↓↓↓
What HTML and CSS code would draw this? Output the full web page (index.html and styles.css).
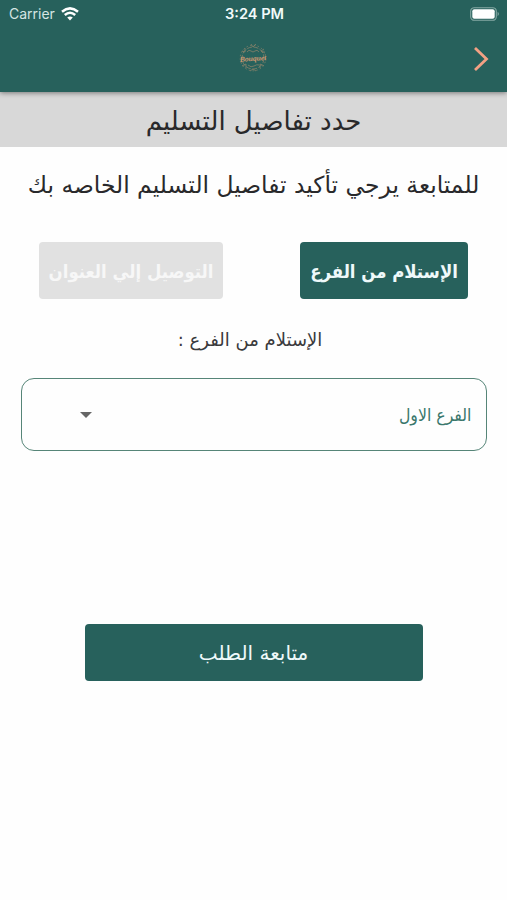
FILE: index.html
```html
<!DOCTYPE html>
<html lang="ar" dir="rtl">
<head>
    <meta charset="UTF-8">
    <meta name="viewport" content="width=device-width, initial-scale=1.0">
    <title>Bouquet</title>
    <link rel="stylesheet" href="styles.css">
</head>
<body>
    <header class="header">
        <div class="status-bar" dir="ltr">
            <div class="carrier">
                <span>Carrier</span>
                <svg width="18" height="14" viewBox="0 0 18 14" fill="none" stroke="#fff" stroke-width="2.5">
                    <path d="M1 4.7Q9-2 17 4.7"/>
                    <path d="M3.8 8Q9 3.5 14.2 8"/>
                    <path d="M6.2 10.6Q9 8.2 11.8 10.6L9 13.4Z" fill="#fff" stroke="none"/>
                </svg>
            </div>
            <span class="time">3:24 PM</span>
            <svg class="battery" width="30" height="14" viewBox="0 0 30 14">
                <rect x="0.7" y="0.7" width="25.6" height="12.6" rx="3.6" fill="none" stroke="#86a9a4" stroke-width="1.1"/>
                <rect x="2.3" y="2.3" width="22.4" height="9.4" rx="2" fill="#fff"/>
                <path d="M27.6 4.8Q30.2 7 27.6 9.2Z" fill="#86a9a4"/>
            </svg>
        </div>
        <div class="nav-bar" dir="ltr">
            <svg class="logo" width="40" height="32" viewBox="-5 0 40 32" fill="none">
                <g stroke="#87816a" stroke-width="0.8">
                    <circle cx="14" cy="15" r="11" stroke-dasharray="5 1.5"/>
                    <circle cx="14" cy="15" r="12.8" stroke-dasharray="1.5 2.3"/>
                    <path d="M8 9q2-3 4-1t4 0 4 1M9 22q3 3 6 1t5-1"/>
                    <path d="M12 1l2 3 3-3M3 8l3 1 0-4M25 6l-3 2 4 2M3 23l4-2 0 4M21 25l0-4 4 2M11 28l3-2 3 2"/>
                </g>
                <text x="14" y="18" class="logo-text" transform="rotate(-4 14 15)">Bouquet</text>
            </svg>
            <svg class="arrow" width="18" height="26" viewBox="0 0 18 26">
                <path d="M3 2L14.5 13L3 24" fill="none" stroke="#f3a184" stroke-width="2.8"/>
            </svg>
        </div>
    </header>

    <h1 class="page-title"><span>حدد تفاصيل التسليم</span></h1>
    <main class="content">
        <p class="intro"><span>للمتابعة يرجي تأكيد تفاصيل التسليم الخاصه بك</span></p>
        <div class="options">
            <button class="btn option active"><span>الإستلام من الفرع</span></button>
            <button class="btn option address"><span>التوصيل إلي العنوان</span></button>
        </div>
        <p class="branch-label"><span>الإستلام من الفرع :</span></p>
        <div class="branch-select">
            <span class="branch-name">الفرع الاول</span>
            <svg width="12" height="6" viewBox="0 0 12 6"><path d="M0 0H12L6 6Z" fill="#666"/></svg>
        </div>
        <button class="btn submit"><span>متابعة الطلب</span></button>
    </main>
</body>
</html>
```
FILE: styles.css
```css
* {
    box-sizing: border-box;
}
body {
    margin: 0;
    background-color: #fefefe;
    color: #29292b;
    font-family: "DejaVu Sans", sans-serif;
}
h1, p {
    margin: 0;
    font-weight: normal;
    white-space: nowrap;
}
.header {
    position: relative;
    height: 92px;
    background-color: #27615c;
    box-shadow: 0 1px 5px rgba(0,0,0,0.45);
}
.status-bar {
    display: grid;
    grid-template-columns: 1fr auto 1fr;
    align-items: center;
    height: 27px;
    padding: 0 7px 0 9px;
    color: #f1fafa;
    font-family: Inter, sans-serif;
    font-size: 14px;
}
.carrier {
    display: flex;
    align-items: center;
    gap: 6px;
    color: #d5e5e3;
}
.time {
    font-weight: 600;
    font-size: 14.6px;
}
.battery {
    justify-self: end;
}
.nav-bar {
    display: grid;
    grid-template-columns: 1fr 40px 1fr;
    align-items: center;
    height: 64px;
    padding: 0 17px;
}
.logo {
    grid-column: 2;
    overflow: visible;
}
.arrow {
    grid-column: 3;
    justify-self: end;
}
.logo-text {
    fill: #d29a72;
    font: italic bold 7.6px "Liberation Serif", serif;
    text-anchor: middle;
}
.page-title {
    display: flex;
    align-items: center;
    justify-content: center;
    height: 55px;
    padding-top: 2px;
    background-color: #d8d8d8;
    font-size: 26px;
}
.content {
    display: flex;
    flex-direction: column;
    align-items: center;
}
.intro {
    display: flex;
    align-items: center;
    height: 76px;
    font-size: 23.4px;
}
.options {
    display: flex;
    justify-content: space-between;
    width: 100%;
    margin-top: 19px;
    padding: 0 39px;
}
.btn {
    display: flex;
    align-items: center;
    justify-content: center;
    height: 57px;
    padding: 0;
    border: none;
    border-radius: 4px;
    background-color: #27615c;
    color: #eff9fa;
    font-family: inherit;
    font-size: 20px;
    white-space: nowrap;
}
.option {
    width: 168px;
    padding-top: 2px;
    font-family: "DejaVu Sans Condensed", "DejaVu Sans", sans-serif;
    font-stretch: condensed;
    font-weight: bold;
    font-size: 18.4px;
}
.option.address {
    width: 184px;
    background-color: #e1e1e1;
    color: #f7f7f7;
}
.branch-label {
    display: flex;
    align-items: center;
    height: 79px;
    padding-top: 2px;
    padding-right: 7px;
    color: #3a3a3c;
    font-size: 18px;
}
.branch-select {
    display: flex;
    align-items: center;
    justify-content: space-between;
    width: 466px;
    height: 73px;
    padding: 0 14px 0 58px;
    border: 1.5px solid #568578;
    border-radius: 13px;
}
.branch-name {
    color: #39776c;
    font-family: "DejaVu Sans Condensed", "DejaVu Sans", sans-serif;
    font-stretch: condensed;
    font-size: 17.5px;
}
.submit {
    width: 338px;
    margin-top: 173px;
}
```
↑↑↑
↓↓↓
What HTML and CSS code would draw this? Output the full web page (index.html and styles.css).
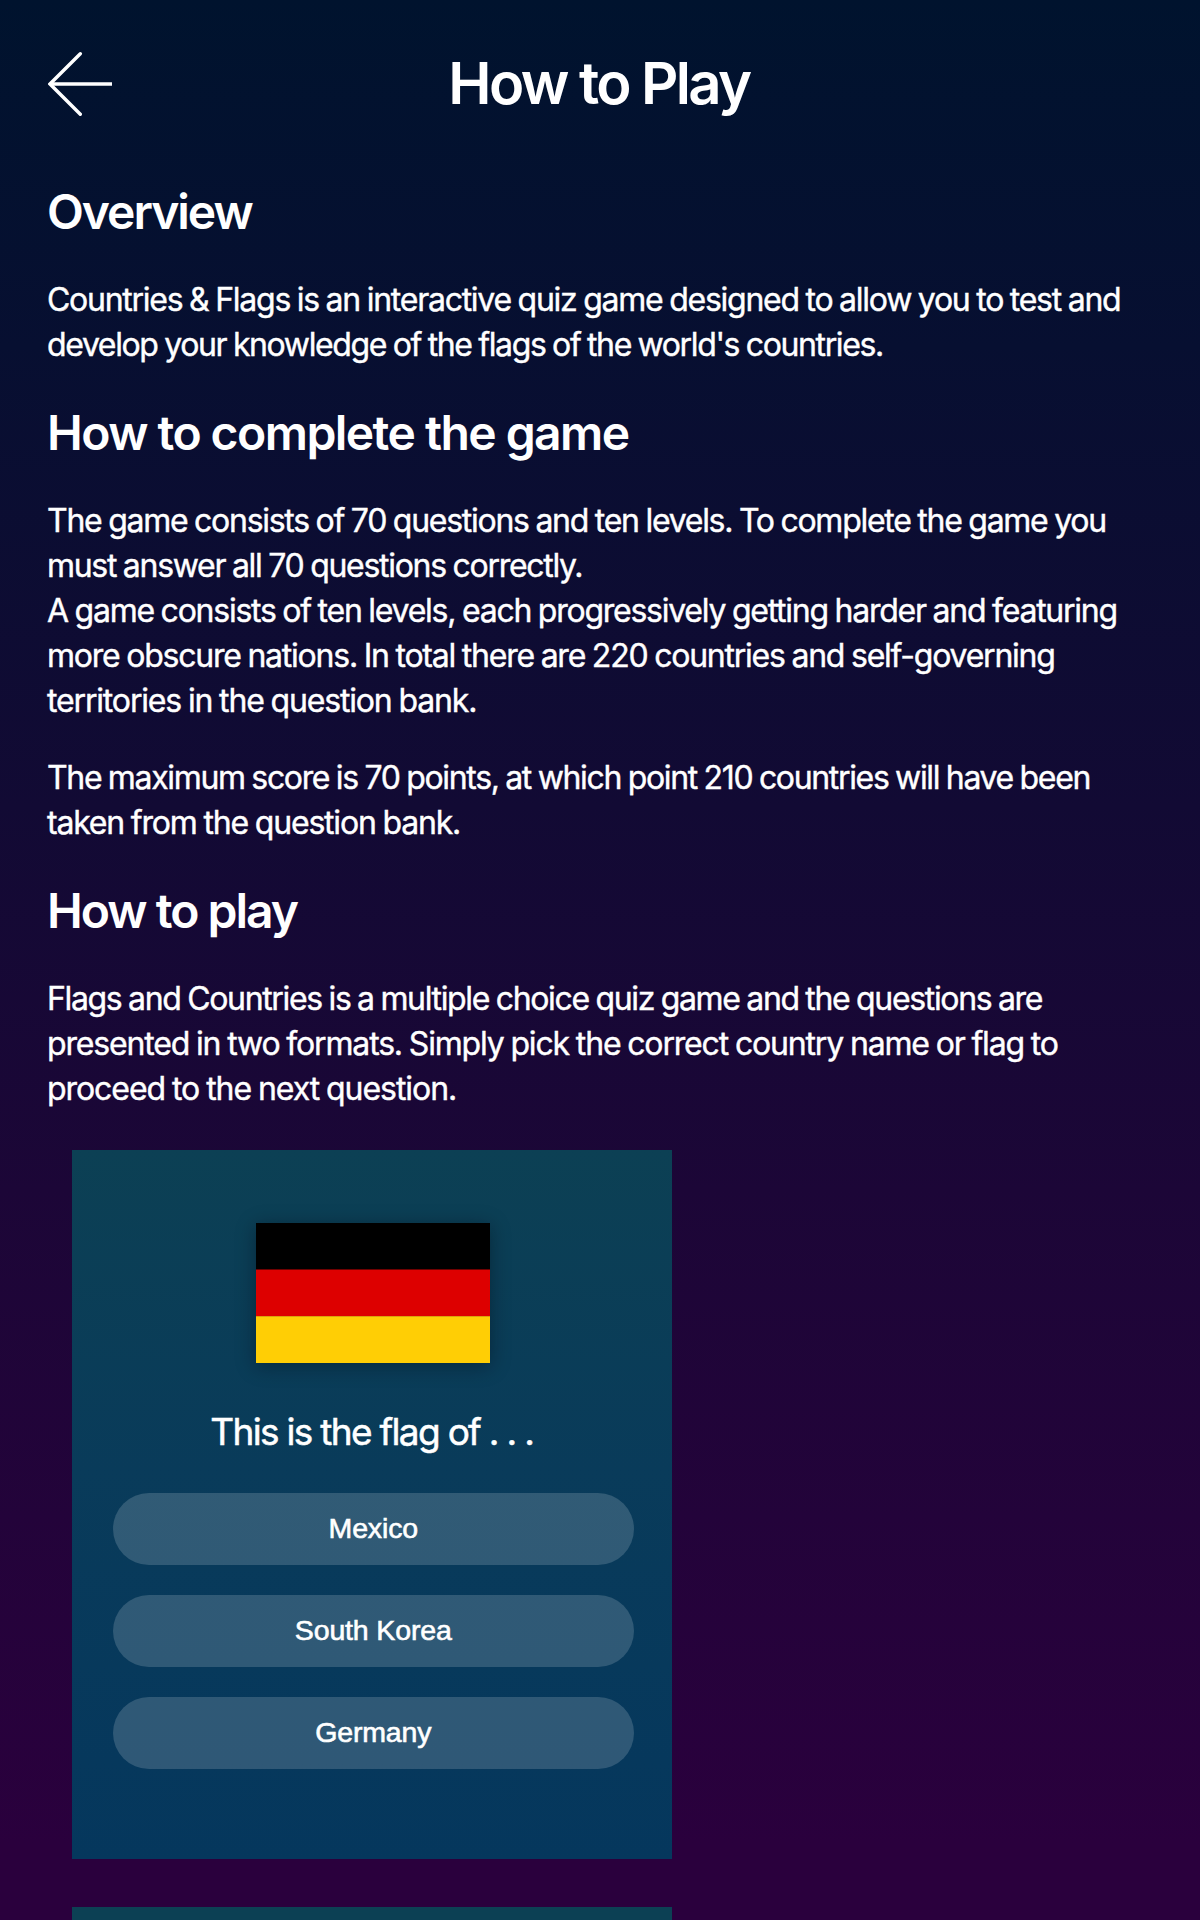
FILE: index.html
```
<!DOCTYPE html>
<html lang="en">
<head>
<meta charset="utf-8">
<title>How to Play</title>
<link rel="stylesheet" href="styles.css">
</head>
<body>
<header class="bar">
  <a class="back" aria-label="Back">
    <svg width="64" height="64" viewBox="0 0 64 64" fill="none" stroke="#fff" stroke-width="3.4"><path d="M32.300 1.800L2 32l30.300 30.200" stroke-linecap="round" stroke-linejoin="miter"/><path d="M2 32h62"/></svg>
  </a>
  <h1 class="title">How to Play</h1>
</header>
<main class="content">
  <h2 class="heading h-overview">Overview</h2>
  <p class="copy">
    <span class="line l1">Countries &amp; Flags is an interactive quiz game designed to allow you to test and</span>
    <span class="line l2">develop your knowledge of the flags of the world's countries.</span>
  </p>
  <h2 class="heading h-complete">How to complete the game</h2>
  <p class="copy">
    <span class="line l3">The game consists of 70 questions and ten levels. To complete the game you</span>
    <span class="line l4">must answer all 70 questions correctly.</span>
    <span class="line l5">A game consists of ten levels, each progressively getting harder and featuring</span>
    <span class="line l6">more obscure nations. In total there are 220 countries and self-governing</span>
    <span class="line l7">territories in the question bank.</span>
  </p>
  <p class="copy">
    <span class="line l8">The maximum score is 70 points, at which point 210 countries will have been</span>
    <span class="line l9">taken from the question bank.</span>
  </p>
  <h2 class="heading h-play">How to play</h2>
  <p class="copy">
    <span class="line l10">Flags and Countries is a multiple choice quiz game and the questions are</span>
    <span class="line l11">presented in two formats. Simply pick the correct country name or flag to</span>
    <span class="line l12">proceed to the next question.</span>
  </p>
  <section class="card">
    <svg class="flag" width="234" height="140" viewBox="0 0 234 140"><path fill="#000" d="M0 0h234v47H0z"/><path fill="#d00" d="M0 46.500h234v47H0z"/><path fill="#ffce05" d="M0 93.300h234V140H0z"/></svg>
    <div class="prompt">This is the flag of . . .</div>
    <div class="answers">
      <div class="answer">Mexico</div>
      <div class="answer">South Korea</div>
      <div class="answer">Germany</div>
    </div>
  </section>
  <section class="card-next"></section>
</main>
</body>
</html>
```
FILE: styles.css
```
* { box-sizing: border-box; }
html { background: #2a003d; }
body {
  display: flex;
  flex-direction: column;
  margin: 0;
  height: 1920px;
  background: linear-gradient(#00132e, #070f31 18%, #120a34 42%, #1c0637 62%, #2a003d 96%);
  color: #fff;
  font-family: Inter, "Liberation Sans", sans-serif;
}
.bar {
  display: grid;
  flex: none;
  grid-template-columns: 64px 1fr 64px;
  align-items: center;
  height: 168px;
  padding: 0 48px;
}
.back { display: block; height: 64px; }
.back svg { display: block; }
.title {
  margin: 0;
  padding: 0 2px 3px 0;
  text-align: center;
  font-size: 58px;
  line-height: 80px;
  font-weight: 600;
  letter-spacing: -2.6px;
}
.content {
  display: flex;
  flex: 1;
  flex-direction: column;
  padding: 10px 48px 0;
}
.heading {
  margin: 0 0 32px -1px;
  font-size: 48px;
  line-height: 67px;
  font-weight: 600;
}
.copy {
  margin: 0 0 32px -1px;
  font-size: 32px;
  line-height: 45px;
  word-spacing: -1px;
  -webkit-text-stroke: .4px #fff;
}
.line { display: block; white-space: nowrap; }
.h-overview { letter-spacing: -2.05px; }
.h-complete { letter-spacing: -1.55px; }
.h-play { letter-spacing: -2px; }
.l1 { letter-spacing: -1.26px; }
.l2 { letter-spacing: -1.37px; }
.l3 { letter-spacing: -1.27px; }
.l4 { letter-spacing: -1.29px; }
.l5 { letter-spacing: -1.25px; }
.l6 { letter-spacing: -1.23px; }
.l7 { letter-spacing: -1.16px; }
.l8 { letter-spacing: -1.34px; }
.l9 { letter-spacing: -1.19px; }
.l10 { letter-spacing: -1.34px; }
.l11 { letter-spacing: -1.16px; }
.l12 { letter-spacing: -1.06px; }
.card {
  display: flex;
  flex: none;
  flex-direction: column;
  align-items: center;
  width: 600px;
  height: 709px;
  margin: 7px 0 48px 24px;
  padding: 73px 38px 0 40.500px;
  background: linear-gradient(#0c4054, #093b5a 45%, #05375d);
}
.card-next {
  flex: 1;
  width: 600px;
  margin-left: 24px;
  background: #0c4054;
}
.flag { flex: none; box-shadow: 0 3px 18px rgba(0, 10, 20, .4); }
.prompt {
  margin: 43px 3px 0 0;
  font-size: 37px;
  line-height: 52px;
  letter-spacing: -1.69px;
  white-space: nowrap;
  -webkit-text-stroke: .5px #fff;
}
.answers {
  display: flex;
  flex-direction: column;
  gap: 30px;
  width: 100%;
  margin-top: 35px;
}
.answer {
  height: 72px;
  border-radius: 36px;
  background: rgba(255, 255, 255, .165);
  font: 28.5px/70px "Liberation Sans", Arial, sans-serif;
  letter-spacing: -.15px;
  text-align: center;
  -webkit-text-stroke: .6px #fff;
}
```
↑↑↑
— EXERCISE DESCRIPTION —
Copy out all lines where the word "page" appears.

— WRITTEN RESPONSE —
What HTML and CSS code would draw this? Output the full web page (index.html and styles.css).
    <h1 class="page-title"><span>حدد تفاصيل التسليم</span></h1>
.page-title {
What HTML and CSS code would draw this? Output the full web page (index.html and styles.css).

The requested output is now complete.